Tuesday, January 7, 2014

Forgiveness: An Ongoing Journey


By now, we all know the truth about forgiveness: it's not about condoning what somebody did-----it's about being willing to release the pain from your mind, heart, and body so that you can move on with your life.

Of course, you can forgive someone privately without ever letting them know, and you'll be doing yourself a huge favor. But go that extra mile and tell them about it, and you become a hero and an inspiration to everyone involved. If you're not quite there, don't worry. It's like Marianne Williamson once said, "Just because I forgive you doesn't mean we have to have lunch, yet." Forgiveness can be a process.

The spiritual writing, A Course in Miracles, teaches that there are two forces in the universe: love and fear. It goes on to say that the single most effective way to move from the state of fear (which includes blame, condemnation, anger, anxiety, victimization, powerlessness, etc.) to the state of love (peace, compassion, contentment, etc.) is through forgiveness. This brilliant, if lengthy, teaching boils down to the idea that whatever hurts you can be healed through forgiveness, especially forgiveness of self.

And so the new year brings with it feelings of new possibilities and fresh intentions. For me, it's a time to consider how I can cultivate more peace of mind, which inevitably leads to the issue of forgiveness. Does the fact that this theme keeps repeating itself mean I'm a slow learner? Very possibly, but it's also a reminder that the journey of forgiveness is rarely complete.

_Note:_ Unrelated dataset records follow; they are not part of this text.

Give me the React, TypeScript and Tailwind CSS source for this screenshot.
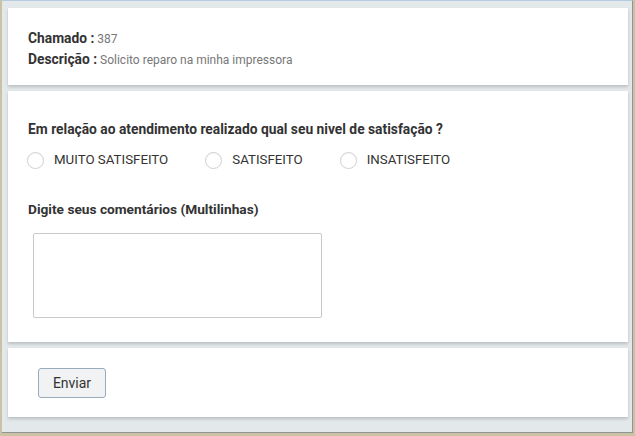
import React from "react";

function Radio({ label }: { label: string }) {
  return (
    <label className="flex items-center">
      <span className="w-[17px] h-[17px] rounded-full border border-[#cfcfcf] bg-white shadow-[inset_0_1px_1px_rgba(0,0,0,0.04)]" />
      <span className="ml-[10px] text-[13.3px] leading-[20px] text-[#333]">{label}</span>
    </label>
  );
}

export default function App() {
  return (
    <div
      className="w-[635px] h-[436px] bg-[#cbc2a6] flex pl-[2px] pr-[2px] pb-[3px]"
      style={{ fontFamily: "Roboto, 'Liberation Sans', sans-serif" }}
    >
      <div className="flex-1 flex flex-col gap-[6px] bg-[#e3e8eb] border-t border-t-[#b4cbe2] border-r border-b border-r-[#8f9595] border-b-[#8f9595] pt-[7px] pl-[6px] pr-[4px]">
        {/* Card 1 */}
        <div className="h-[77px] bg-white shadow-[0_2px_3px_rgba(0,0,0,0.18)] pt-[20px] pl-[20px] leading-[19px]">
          <div>
            <span className="text-[13.8px] font-bold text-[#333]">Chamado :</span>
            <span className="text-[12px] text-[#777]"> 387</span>
          </div>
          <div>
            <span className="text-[13.8px] font-bold text-[#333]">Descrição :</span>
            <span className="text-[12px] text-[#777]"> Solicito reparo na minha impressora</span>
          </div>
        </div>

        {/* Card 2 */}
        <div className="h-[251px] bg-white shadow-[0_2px_3px_rgba(0,0,0,0.18)] pt-[29px] pl-[20px] flex flex-col items-start">
          <div className="text-[13.8px] leading-[19px] font-bold text-[#333]">
            Em relação ao atendimento realizado qual seu nivel de satisfação ?
          </div>
          <div className="flex items-center mt-[11px] ml-[-1px] gap-[37px]">
            <Radio label="MUITO SATISFEITO" />
            <Radio label="SATISFEITO" />
            <Radio label="INSATISFEITO" />
          </div>
          <div className="mt-[30px] text-[13.7px] leading-[19px] font-bold text-[#333]">
            Digite seus comentários (Multilinhas)
          </div>
          <textarea className="mt-[14px] ml-[5px] w-[289px] h-[85px] border border-[#c9c9c9] rounded-[2px] resize-none outline-none" />
        </div>

        {/* Card 3 */}
        <div className="h-[69px] bg-white shadow-[0_2px_3px_rgba(0,0,0,0.18)] pt-[20px] pl-[30px]">
          <button className="w-[68px] h-[30px] bg-[#f1f2f3] border border-[#9aabbb] rounded-[3px] text-[14px] text-[#333]">
            Enviar
          </button>
        </div>
      </div>
    </div>
  );
}
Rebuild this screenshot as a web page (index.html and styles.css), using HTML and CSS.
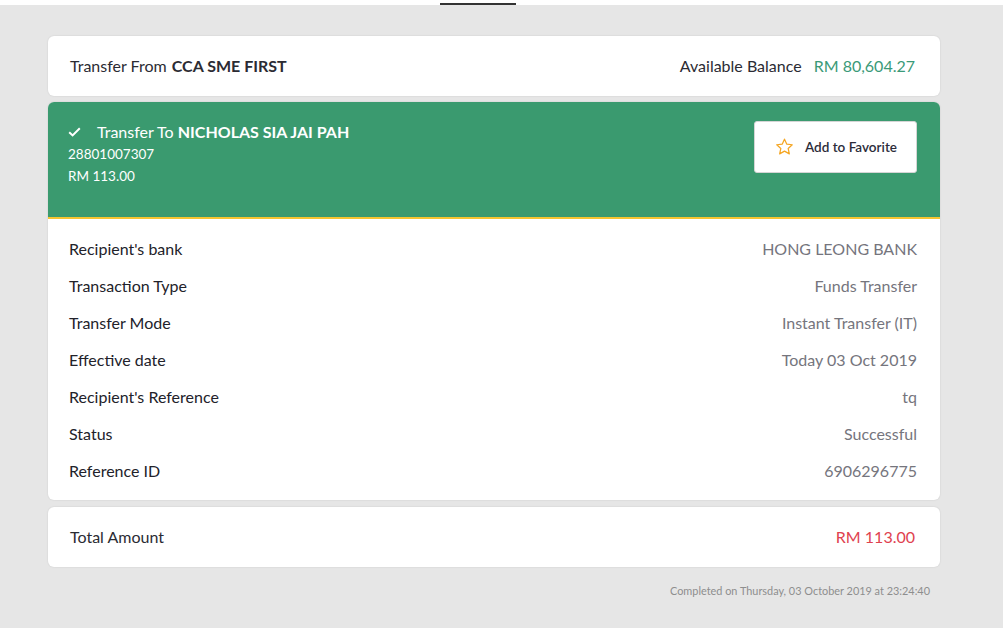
FILE: index.html
```html
<!DOCTYPE html>
<html>
<head>
<meta charset="utf-8">
<link rel="stylesheet" href="styles.css">
</head>
<body>
<div class="topbar"><span class="tab-indicator"></span></div>
<main class="page">
  <section class="card from-card">
    <div class="from"><span class="muted-label">Transfer From</span> <strong>CCA SME FIRST</strong></div>
    <div class="balance"><span>Available Balance</span><span class="balance-amt">RM 80,604.27</span></div>
  </section>

  <section class="card detail-card">
    <div class="hero">
      <div class="hero-info">
        <div class="hero-title">
          <svg class="check" width="13" height="10" viewBox="0 0 13 10"><path d="M1.2 5.2 L4.6 8.4 L11.8 1.2" fill="none" stroke="#fff" stroke-width="2"/></svg>
          <span>Transfer To <strong>NICHOLAS SIA JAI PAH</strong></span>
        </div>
        <div class="hero-line">28801007307</div>
        <div class="hero-line">RM 113.00</div>
      </div>
      <button class="fav-btn">
        <svg width="21" height="20" viewBox="0 0 24 24"><path d="M12 2.6 L14.8 8.6 L21.3 9.3 L16.4 13.7 L17.8 20.2 L12 16.9 L6.2 20.2 L7.6 13.7 L2.7 9.3 L9.2 8.6 Z" fill="none" stroke="#f5a623" stroke-width="1.5" stroke-linejoin="round"/></svg>
        <span>Add to Favorite</span>
      </button>
    </div>
    <div class="rows">
      <div class="row"><span>Recipient's bank</span><span class="val">HONG LEONG BANK</span></div>
      <div class="row"><span>Transaction Type</span><span class="val">Funds Transfer</span></div>
      <div class="row"><span>Transfer Mode</span><span class="val">Instant Transfer (IT)</span></div>
      <div class="row"><span>Effective date</span><span class="val">Today 03 Oct 2019</span></div>
      <div class="row"><span>Recipient's Reference</span><span class="val">tq</span></div>
      <div class="row"><span>Status</span><span class="val">Successful</span></div>
      <div class="row"><span>Reference ID</span><span class="val">6906296775</span></div>
    </div>
  </section>

  <section class="card total-card">
    <span>Total Amount</span>
    <span class="total-amt">RM 113.00</span>
  </section>

  <p class="completed">Completed on Thursday, 03 October 2019 at 23:24:40</p>
</main>
</body>
</html>
```

FILE: styles.css
```css
* { box-sizing: border-box; }
html, body { margin: 0; padding: 0; }
body {
  font-family: Lato, "Open Sans", Arial, sans-serif;
  color: #2b2b33;
  background: #e6e6e6;
  width: 1003px;
  height: 628px;
  overflow: hidden;
}
.topbar {
  height: 5px;
  background: #fff;
  display: flex;
  align-items: flex-end;
  padding-left: 440px;
}
.tab-indicator {
  display: block;
  width: 76px;
  height: 2px;
  background: #333;
}
.page {
  padding: 31px 63px 0 48px;
  display: flex;
  flex-direction: column;
}
.card {
  background: #fff;
  border-radius: 6px;
  box-shadow: 0 0 2px rgba(0,0,0,0.12);
}
.from-card {
  height: 60px;
  display: flex;
  justify-content: space-between;
  align-items: center;
  padding: 0 25px 2px 22px;
  font-size: 16px;
}
.from strong { font-weight: 700; margin-left: 1px; }
.balance { display: flex; gap: 12px; }
.balance-amt { color: #3a9a78; }

.detail-card {
  margin-top: 6px;
  overflow: hidden;
}
.hero {
  background: #3a9a6f;
  border-bottom: 2px solid #f5c531;
  height: 117px;
  display: flex;
  justify-content: space-between;
  align-items: flex-start;
  padding: 19px 23px 0 20px;
  color: #fff;
}
.hero-title {
  font-size: 16px;
  line-height: 22px;
  display: flex;
  align-items: center;
}
.hero-title strong { font-weight: 700; }
.check { margin: 0 16px 0 0; }
.hero-line {
  font-size: 13.5px;
  line-height: 22px;
}
.fav-btn {
  width: 163px;
  height: 52px;
  background: #fff;
  border: 1px solid #d5d5d5;
  border-radius: 3px;
  display: flex;
  align-items: center;
  padding: 0 0 0 19px;
  gap: 10px;
  font-family: inherit;
  font-size: 13.5px;
  font-weight: 600;
  color: #2c2c3a;
}
.rows {
  padding: 11px 23px 11px 21px;
}
.row {
  height: 37px;
  display: flex;
  justify-content: space-between;
  align-items: center;
  font-size: 16px;
  color: #22222a;
}
.row .val { color: #75757d; }

.total-card {
  margin-top: 7px;
  height: 60px;
  display: flex;
  justify-content: space-between;
  align-items: center;
  padding: 0 25px 2px 22px;
  font-size: 16px;
}
.total-amt { color: #e0424f; }

.completed {
  margin: 17px 10px 0 0;
  text-align: right;
  font-size: 10.9px;
  color: #8e8e8e;
}
```
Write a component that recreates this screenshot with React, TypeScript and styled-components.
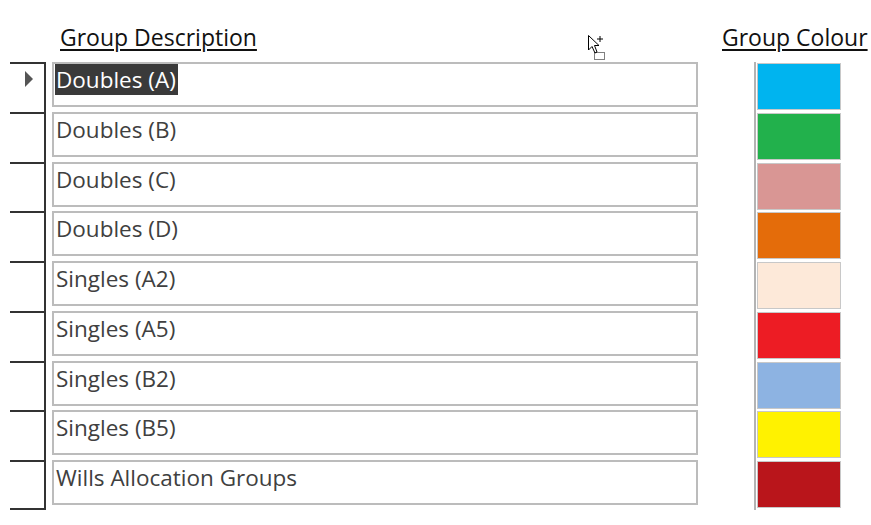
import * as React from 'react';
import styled, { createGlobalStyle } from 'styled-components';

const GlobalStyle = createGlobalStyle`
  html, body {
    margin: 0;
    padding: 0;
    background: #ffffff;
  }
  body {
    font-family: 'Open Sans', Lato, sans-serif;
  }
`;

const Page = styled('div')`
  position: relative;
  width: 871px;
  height: 525px;
  overflow: hidden;
  background: #fff;
`;

const Form = styled('div')`
  display: grid;
  grid-template-columns: 36px 652px 142px;
  padding: 22px 0 0 10px;
`;

const HeaderCell = styled('div')<{ $left: number }>`
  padding-left: ${(p) => p.$left}px;
  height: 40px;
  font-size: 23px;
  line-height: 30px;
  color: #111;
  white-space: nowrap;
`;

const HeaderText = styled('span')`
  text-decoration: underline;
  text-decoration-thickness: 2px;
  text-underline-offset: 3px;
`;

const Selector = styled('div')<{ $last?: boolean }>`
  height: 49.75px;
  box-sizing: border-box;
  border-top: 2px solid #333;
  border-right: 2px solid #333;
  border-bottom: ${(p) => (p.$last ? '2px solid #333' : 'none')};
  display: flex;
  align-items: flex-start;
  padding: 7px 0 0 14px;
`;

const DescCell = styled('div')`
  height: 49.75px;
  padding-left: 6px;
  box-sizing: border-box;
`;

const DescBox = styled('div')`
  height: 45px;
  box-sizing: border-box;
  border: 2px solid #bcbcbc;
  padding: 0 0 0 1px;
  font-size: 22.5px;
  color: #404040;
  line-height: 31px;
`;

const DescText = styled('span')<{ $selected?: boolean }>`
  display: inline-block;
  padding: 0 2px 0 1px;
  background: ${(p) => (p.$selected ? '#3a3a3a' : 'transparent')};
  color: ${(p) => (p.$selected ? '#ffffff' : '#404040')};
`;

const ColourCell = styled('div')`
  height: 49.75px;
  margin-left: 56px;
  width: 86px;
  box-sizing: border-box;
  border-left: 2px solid #b3b3b3;
  padding: 1px 0 0 1px;
`;

const Swatch = styled('div')<{ $colour: string }>`
  width: 84px;
  height: 47px;
  box-sizing: border-box;
  border: 1px solid #c8c8c8;
  background: ${(p) => p.$colour};
`;

const Cursor = styled('svg')`
  position: absolute;
  left: 587px;
  top: 34px;
`;

const groups = [
  { name: 'Doubles (A)', colour: '#00b4ef' },
  { name: 'Doubles (B)', colour: '#22b14c' },
  { name: 'Doubles (C)', colour: '#d99694' },
  { name: 'Doubles (D)', colour: '#e46c0a' },
  { name: 'Singles (A2)', colour: '#fde9d9' },
  { name: 'Singles (A5)', colour: '#ed1c24' },
  { name: 'Singles (B2)', colour: '#8db3e2' },
  { name: 'Singles (B5)', colour: '#fff200' },
  { name: 'Wills Allocation Groups', colour: '#b9151b' },
];

const RecordArrow = () => (
  <svg width="10" height="16" viewBox="0 0 10 16">
    <path d="M1 0 L9 8 L1 16 Z" fill="#555" />
  </svg>
);

const App: React.FC = () => {
  return (
    <Page>
      <GlobalStyle />
      <Form>
        <HeaderCell $left={0} />
        <HeaderCell $left={14}>
          <HeaderText>Group Description</HeaderText>
        </HeaderCell>
        <HeaderCell $left={24}>
          <HeaderText>Group Colour</HeaderText>
        </HeaderCell>
        {groups.map((g, i) => (
          <React.Fragment key={g.name}>
            <Selector $last={i === groups.length - 1}>{i === 0 && <RecordArrow />}</Selector>
            <DescCell>
              <DescBox>
                <DescText $selected={i === 0}>{g.name}</DescText>
              </DescBox>
            </DescCell>
            <ColourCell>
              <Swatch $colour={g.colour} />
            </ColourCell>
          </React.Fragment>
        ))}
      </Form>
      <Cursor width="20" height="28" viewBox="0 0 20 28">
        <path d="M1.5 1.5 L1.5 16 L5 12.5 L8 19 L10 18 L7.5 11.5 L12 11.5 Z" fill="#fff" stroke="#000" strokeWidth="1" />
        <path d="M13 2 L13 8 M10 5 L16 5" stroke="#000" strokeWidth="1" />
        <rect x="7.5" y="18.5" width="10" height="7" fill="none" stroke="#000" strokeWidth="1" strokeDasharray="1 1" />
      </Cursor>
    </Page>
  );
};

export default App;
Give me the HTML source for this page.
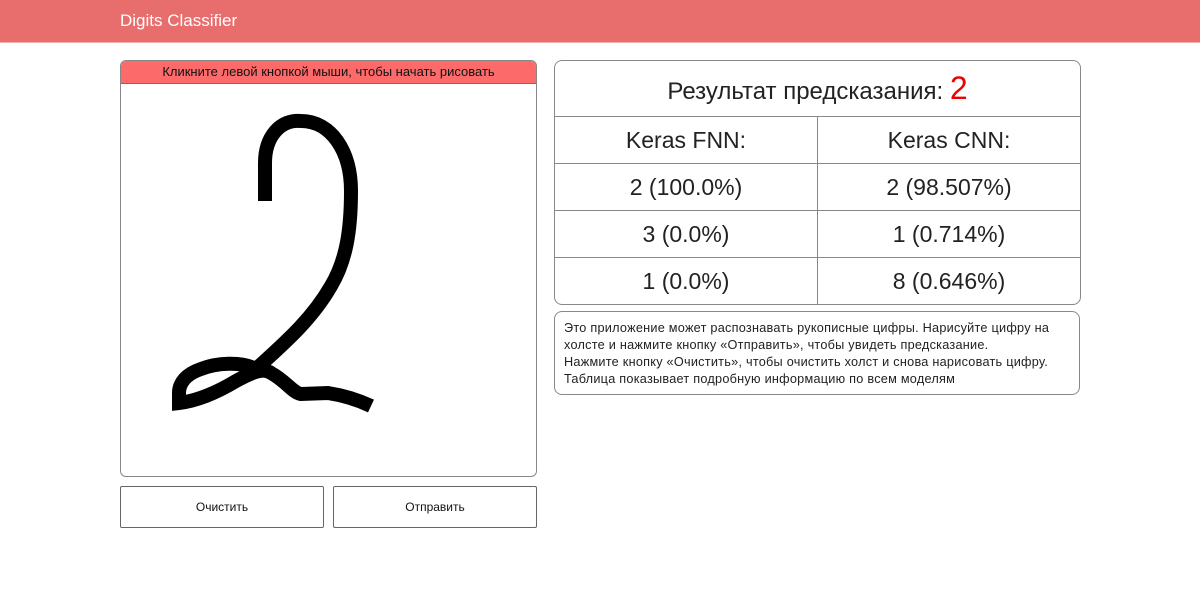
<!DOCTYPE html>
<html><head><meta charset="utf-8"><style>
body{margin:0;width:1200px;height:614px;background:#fff;font-family:"Liberation Sans",sans-serif;position:relative;overflow:hidden;color:#111}
.nav{position:absolute;left:0;top:0;width:1200px;height:42px;background:#e86d6d;border-bottom:1px solid #f0b0b0}
.nav span{position:absolute;left:120px;top:11px;color:#fff;font-size:17px}
.canvas{position:absolute;left:120px;top:60px;width:415px;height:415px;border:1px solid #888;border-radius:6px;overflow:hidden}
.canvas .hd{height:22px;background:#fd6a6a;border-bottom:1px solid #e35;text-align:center;font-size:13px;line-height:22px;color:#111}
.btn{position:absolute;top:486px;height:40px;border:1px solid #666;border-radius:2px;text-align:center;line-height:40px;font-size:12px}
table{position:absolute;left:554px;top:60px;width:527px;border-collapse:separate;border-spacing:0;border:1px solid #888;border-radius:8px;font-size:23px;color:#222}
td{text-align:center;border-top:1px solid #888;height:46px;padding:0}
tr:first-child td{border-top:none;height:55px;font-size:24px}
td+td{border-left:1px solid #888}
.info{position:absolute;left:554px;top:311px;width:495px;height:66px;border:1px solid #888;border-radius:8px;padding:8px 20px 8px 9px;font-size:12.7px;line-height:17px;color:#222;letter-spacing:0.25px;white-space:nowrap}
</style></head><body>
<div class="nav"><span>Digits Classifier</span></div>
<div class="canvas"><div class="hd">Кликните левой кнопкой мыши, чтобы начать рисовать</div>
<svg width="415" height="395" style="position:absolute;left:0;top:22px">
<g transform="translate(-120,-82)" fill="none" stroke="#000" stroke-width="14" stroke-linejoin="miter">
<path d="M264 200 L264 162 C264 135 280 118 300 120 C330 120 350 150 350 190 C350 230 345 260 330 285 C310 320 280 345 255 368"/>
<path d="M255 368 C240 360 215 362 200 368 C185 373 178 382 178 392 L178 402 C195 400 215 392 235 380 C250 372 262 366 270 372 C285 380 292 392 300 393 L327 392 C340 394 355 398 370 405"/>
</g></svg>
</div>
<div class="btn" style="left:120px;width:202px">Очистить</div>
<div class="btn" style="left:333px;width:202px">Отправить</div>
<table>
<tr><td colspan="2">Результат предсказания: <span style="color:#e00;font-size:32px">2</span></td></tr>
<tr><td style="width:262px">Keras FNN:</td><td>Keras CNN:</td></tr>
<tr><td>2 (100.0%)</td><td>2 (98.507%)</td></tr>
<tr><td>3 (0.0%)</td><td>1 (0.714%)</td></tr>
<tr><td>1 (0.0%)</td><td>8 (0.646%)</td></tr>
</table>
<div class="info">Это приложение может распознавать рукописные цифры. Нарисуйте цифру на<br>холсте и нажмите кнопку «Отправить», чтобы увидеть предсказание.<br>Нажмите кнопку «Очистить», чтобы очистить холст и снова нарисовать цифру.<br>Таблица показывает подробную информацию по всем моделям</div>
</body></html>
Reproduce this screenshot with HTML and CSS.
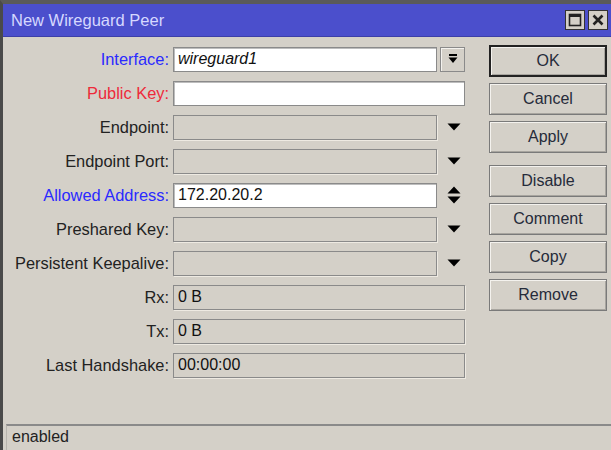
FILE: index.html
```html
<!DOCTYPE html>
<html lang="en">
<head>
  <meta charset="UTF-8">
  <title>New Wireguard Peer</title>
  <link rel="stylesheet" href="styles.css">
</head>
<body>
  <div class="window">
    <!-- title bar -->
    <div class="titlebar">
      <span class="title">New Wireguard Peer</span>
      <div class="title-btns">
        <span class="tbtn">
          <svg width="14" height="14" viewBox="0 0 14 14"><rect x="1.5" y="1.5" width="11" height="11" fill="none" stroke="#222" stroke-width="1.6"/><rect x="1.5" y="1.5" width="11" height="2.5" fill="#222"/></svg>
        </span>
        <span class="tbtn">
          <svg width="14" height="14" viewBox="0 0 14 14"><path d="M2.5 2.5 L11.5 11.5 M11.5 2.5 L2.5 11.5" stroke="#222" stroke-width="2.6"/></svg>
        </span>
      </div>
    </div>

    <div class="content">
      <div class="form">
        <div class="row">
          <label class="lbl blue">Interface:</label>
          <div class="field">
            <div class="input italic">wireguard1</div>
            <span class="dd-btn">
              <svg width="12" height="12" viewBox="0 0 12 12"><rect x="2" y="1" width="8" height="2" fill="#000"/><path d="M1.5 4.5 H10.5 L6 10 Z" fill="#000"/></svg>
            </span>
          </div>
        </div>
        <div class="row">
          <label class="lbl red">Public Key:</label>
          <div class="field"><div class="input wide"></div></div>
        </div>
        <div class="row">
          <label class="lbl">Endpoint:</label>
          <div class="field">
            <div class="input off"></div>
            <span class="arrow"><svg width="14" height="8" viewBox="0 0 14 8"><path d="M0.5 0.5 H13.5 L7 7.5 Z" fill="#000"/></svg></span>
          </div>
        </div>
        <div class="row">
          <label class="lbl">Endpoint Port:</label>
          <div class="field">
            <div class="input off"></div>
            <span class="arrow"><svg width="14" height="8" viewBox="0 0 14 8"><path d="M0.5 0.5 H13.5 L7 7.5 Z" fill="#000"/></svg></span>
          </div>
        </div>
        <div class="row">
          <label class="lbl blue">Allowed Address:</label>
          <div class="field">
            <div class="input">172.20.20.2</div>
            <span class="arrow"><svg width="14" height="18" viewBox="0 0 14 18"><path d="M7 0.5 L13.5 7.5 H0.5 Z M0.5 10.5 H13.5 L7 17.5 Z" fill="#000"/></svg></span>
          </div>
        </div>
        <div class="row">
          <label class="lbl">Preshared Key:</label>
          <div class="field">
            <div class="input off"></div>
            <span class="arrow"><svg width="14" height="8" viewBox="0 0 14 8"><path d="M0.5 0.5 H13.5 L7 7.5 Z" fill="#000"/></svg></span>
          </div>
        </div>
        <div class="row">
          <label class="lbl">Persistent Keepalive:</label>
          <div class="field">
            <div class="input off"></div>
            <span class="arrow"><svg width="14" height="8" viewBox="0 0 14 8"><path d="M0.5 0.5 H13.5 L7 7.5 Z" fill="#000"/></svg></span>
          </div>
        </div>
        <div class="row">
          <label class="lbl">Rx:</label>
          <div class="field"><div class="input off wide">0 B</div></div>
        </div>
        <div class="row">
          <label class="lbl">Tx:</label>
          <div class="field"><div class="input off wide">0 B</div></div>
        </div>
        <div class="row">
          <label class="lbl">Last Handshake:</label>
          <div class="field"><div class="input off wide">00:00:00</div></div>
        </div>
      </div>

      <div class="buttons">
        <button class="btn default">OK</button>
        <button class="btn">Cancel</button>
        <button class="btn">Apply</button>
        <button class="btn sep">Disable</button>
        <button class="btn">Comment</button>
        <button class="btn">Copy</button>
        <button class="btn">Remove</button>
      </div>
    </div>

    <div class="status">enabled</div>
  </div>
</body>
</html>
```

FILE: styles.css
```css
body {
  margin: 0;
  background: #d4d0c8;
  font-family: "Liberation Sans", Arial, sans-serif;
  font-size: 16px;
  color: #222;
}
.window {
  width: 611px;
  height: 450px;
  box-sizing: border-box;
  border-top: 4px solid #5a5a5a;
  border-left: 3px solid #4a4a4a;
  display: flex;
  flex-direction: column;
  background: #d4d0c8;
}

/* title bar */
.titlebar {
  height: 32px;
  background: #4b4fcc;
  display: flex;
  align-items: center;
  justify-content: space-between;
  padding-left: 8px;
  border-bottom: 1px solid #3c3fa8;
}
.title {
  color: #d6d8ff;
  font-size: 16.5px;
}
.title-btns {
  display: flex;
  gap: 3px;
  padding-right: 3px;
}
.tbtn {
  width: 20px;
  height: 20px;
  box-sizing: border-box;
  background: #d4d0c8;
  border: 1px solid #333;
  display: flex;
  align-items: center;
  justify-content: center;
}

/* main area */
.content {
  flex: 1;
  display: flex;
  padding-top: 5px;
}
.form {
  width: 486px;
  display: flex;
  flex-direction: column;
}
.row {
  height: 34px;
  display: flex;
  align-items: center;
}
.lbl {
  width: 166px;
  text-align: right;
  padding-right: 4px;
  white-space: nowrap;
  font-size: 16.4px;
}
.lbl.blue { color: #2a2aff; }
.lbl.red { color: #ee2a3a; }
.field {
  display: flex;
  align-items: center;
}
.input {
  width: 264px;
  height: 25px;
  box-sizing: border-box;
  background: #fff;
  border: 1px solid #8a8a8a;
  box-shadow: inset 1px 1px 0 #bdbdbd;
  padding: 2px 4px 0;
  font-size: 16px;
  color: #111;
}
.input.wide { width: 292px; }
.input.off {
  background: #d4d0c8;
  border-color: #8a8a8a;
  box-shadow: 1px 1px 0 #eeeae2;
}
.input.italic { font-style: italic; }
.dd-btn {
  width: 25px;
  height: 25px;
  box-sizing: border-box;
  margin-left: 3px;
  border: 1px solid #8a8a8a;
  box-shadow: inset 1px 1px 0 #f4f2ee;
  display: flex;
  align-items: center;
  justify-content: center;
}
.arrow {
  width: 28px;
  display: flex;
  justify-content: center;
  margin-left: 3px;
}

/* right hand buttons */
.buttons {
  width: 118px;
  display: flex;
  flex-direction: column;
  gap: 6px;
  padding-top: 3px;
}
.btn {
  height: 32px;
  box-sizing: border-box;
  background: #d4d0c8;
  border: 1px solid #7a7a7a;
  box-shadow: inset 1px 1px 0 #f4f2ee, inset -1px -1px 0 #a8a59f;
  font-family: "Liberation Sans", Arial, sans-serif;
  font-size: 16px;
  color: #262b3a;
  padding: 0;
}
.btn.default {
  border: 2px solid #222;
}
.btn.sep { margin-top: 6px; }

/* status bar */
.status {
  height: 26px;
  box-sizing: border-box;
  margin-left: 3px;
  border-top: 2px solid #8a8a8a;
  border-left: 1px solid #b8b5ae;
  padding: 2px 0 0 5px;
  font-size: 16px;
  color: #222;
}
```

It's like laundry: no matter how hard you try to keep your clothes clean, they will get dirty and you will have to wash them. And before too long, you'll have to wash them again. Doing the laundry every week can be tiresome, but unless you want to wear soiled, offensively-scented clothes, you have to keep doing it. It's an ongoing task.

Let's face it, a lot happens in life that we have to forgive, which means that we need to keep plugging away at forgiveness. Sometimes we think we've forgiven somebody or ourselves, but we've only scratched the surface. It might takes years of conscious intention to truly forgive something and move on, but if that's what it takes, that's what it takes.

Consider this time and effort an investment in your health and peace of mind, because that's what it is. And if there are brownie points in heaven, you'll be racking them up just by being willing to try to be willing to forgive! But if you feel like you're spinning your wheels, help is always available. You can read a good book on forgiveness, take a workshop, or go to therapy to help get unstuck.

Good luck, and remember that your intention to forgive, alone, is a beautiful thing.